Pull out every line with the word "this".

* Information given
— Begin —

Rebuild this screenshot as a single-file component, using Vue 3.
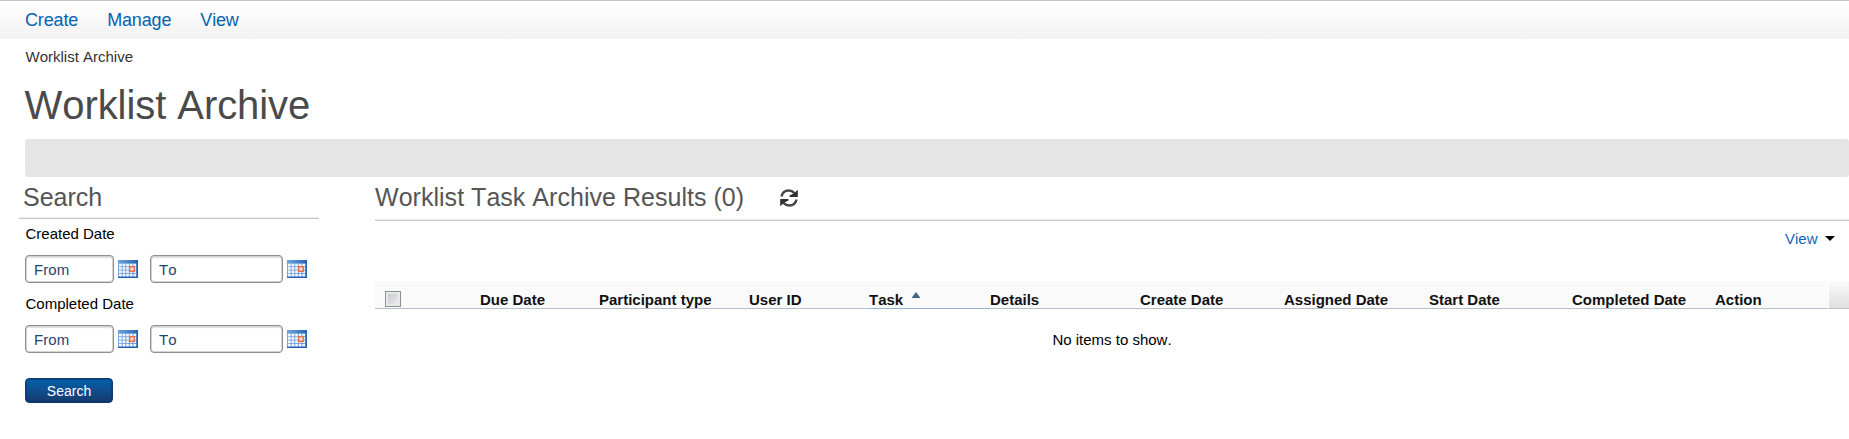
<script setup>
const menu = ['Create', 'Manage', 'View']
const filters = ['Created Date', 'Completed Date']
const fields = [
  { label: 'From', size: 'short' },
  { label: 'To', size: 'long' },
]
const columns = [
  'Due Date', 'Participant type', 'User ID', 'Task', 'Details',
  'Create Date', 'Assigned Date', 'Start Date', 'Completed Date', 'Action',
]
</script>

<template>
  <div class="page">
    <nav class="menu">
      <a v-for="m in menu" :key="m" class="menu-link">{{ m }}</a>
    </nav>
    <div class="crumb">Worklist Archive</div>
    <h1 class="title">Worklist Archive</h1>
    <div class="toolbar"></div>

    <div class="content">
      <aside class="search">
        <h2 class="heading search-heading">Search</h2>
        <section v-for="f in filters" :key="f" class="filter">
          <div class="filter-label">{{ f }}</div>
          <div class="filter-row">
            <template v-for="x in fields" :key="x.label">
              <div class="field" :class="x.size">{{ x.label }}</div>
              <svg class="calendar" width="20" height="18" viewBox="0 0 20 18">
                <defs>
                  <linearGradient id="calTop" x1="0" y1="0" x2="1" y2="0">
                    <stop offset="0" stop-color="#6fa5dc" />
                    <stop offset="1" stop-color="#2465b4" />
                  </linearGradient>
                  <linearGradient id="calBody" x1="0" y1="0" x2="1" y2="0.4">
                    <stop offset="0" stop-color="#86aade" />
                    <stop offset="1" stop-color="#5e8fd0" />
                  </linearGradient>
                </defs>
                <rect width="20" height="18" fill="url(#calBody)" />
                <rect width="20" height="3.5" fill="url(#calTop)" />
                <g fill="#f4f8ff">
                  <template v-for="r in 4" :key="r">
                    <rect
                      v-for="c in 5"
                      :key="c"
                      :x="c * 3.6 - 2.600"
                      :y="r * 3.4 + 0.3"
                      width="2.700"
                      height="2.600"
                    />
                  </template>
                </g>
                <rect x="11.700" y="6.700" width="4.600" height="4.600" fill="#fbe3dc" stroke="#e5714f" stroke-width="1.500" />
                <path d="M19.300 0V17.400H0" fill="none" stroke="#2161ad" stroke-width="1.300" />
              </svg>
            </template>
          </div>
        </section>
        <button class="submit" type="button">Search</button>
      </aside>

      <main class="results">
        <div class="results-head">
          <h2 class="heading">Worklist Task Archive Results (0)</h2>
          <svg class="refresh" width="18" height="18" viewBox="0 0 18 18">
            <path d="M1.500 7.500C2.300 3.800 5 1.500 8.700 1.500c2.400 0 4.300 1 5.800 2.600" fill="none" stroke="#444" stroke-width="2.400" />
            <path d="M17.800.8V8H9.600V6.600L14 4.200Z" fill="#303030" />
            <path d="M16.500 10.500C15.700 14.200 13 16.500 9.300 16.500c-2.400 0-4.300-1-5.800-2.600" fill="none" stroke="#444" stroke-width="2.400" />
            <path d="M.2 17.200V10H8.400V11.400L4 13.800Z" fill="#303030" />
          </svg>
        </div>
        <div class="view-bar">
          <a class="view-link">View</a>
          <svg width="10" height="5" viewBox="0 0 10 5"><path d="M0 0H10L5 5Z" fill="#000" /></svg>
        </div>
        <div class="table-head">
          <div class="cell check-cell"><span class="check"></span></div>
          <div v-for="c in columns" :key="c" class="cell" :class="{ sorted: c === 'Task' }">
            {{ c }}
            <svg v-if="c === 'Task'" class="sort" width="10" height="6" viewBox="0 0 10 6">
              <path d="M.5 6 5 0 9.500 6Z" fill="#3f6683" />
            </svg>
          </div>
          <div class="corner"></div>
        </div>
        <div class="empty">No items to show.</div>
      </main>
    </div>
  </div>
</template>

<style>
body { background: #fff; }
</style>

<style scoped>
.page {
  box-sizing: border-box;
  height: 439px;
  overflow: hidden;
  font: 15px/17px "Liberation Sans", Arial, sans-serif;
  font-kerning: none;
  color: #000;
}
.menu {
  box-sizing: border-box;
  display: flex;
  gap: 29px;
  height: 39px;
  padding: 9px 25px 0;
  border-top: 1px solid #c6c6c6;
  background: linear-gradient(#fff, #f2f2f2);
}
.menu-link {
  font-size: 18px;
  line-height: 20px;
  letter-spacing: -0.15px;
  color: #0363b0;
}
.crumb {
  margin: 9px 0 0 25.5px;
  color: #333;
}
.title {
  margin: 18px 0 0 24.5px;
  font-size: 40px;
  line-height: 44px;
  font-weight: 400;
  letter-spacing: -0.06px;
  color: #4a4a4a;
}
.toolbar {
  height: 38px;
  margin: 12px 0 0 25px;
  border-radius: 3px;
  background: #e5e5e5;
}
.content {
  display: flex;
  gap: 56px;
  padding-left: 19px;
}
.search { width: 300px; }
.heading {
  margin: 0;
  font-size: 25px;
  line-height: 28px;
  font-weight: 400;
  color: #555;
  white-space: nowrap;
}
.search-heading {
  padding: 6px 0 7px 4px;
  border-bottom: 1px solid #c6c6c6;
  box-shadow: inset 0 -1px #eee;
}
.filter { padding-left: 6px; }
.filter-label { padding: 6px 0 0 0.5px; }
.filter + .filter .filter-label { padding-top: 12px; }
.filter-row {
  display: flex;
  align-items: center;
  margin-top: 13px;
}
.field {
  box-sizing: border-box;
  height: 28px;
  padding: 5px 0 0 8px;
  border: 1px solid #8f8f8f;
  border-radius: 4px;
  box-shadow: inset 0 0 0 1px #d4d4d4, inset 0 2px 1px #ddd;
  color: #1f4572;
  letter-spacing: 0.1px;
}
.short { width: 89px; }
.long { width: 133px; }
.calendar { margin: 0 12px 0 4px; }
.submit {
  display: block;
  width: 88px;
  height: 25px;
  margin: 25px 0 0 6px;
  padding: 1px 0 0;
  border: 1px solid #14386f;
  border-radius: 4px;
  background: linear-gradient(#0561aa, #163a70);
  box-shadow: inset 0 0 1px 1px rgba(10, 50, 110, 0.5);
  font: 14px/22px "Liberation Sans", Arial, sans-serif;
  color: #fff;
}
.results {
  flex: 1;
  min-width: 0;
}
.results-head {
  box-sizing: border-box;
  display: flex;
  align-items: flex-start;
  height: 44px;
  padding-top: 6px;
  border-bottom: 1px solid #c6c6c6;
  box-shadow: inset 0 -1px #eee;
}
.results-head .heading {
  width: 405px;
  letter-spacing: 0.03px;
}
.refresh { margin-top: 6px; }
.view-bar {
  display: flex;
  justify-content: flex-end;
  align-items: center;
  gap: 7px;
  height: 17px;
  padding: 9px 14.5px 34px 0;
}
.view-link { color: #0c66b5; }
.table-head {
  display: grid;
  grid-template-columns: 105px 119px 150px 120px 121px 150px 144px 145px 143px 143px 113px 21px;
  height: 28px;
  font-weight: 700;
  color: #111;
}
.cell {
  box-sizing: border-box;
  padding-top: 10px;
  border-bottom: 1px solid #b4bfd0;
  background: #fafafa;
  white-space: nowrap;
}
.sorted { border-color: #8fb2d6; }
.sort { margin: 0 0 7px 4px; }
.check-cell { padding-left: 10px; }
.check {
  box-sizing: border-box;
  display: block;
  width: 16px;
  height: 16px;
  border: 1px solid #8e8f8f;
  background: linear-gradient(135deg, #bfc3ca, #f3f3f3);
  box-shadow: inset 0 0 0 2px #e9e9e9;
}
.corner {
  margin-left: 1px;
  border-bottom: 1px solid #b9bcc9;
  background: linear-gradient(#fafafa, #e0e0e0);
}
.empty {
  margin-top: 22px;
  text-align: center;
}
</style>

— End —
— Begin —

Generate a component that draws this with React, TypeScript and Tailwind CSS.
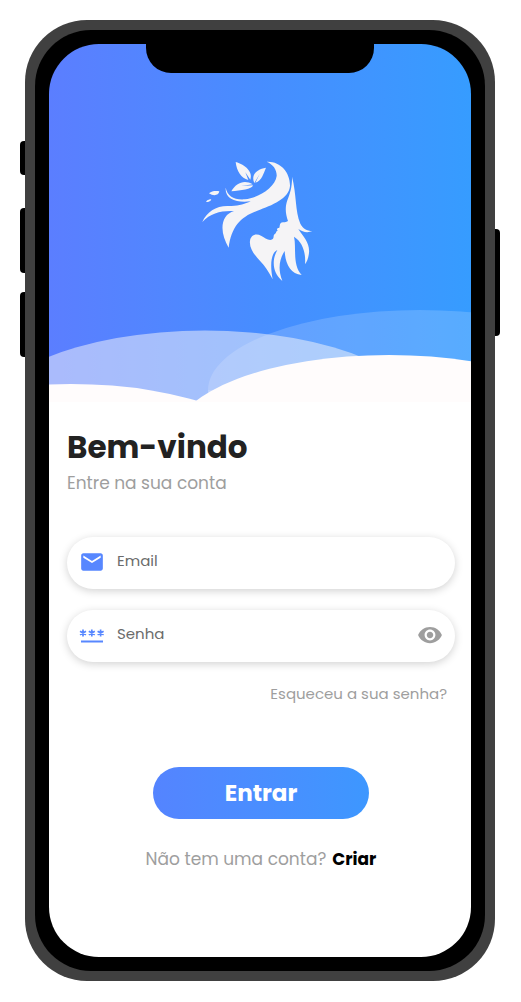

— End —

* The completed task
Rebuild this screenshot as a single-file component, using Vue 3.
Generate a component that draws this with React, TypeScript and Tailwind CSS.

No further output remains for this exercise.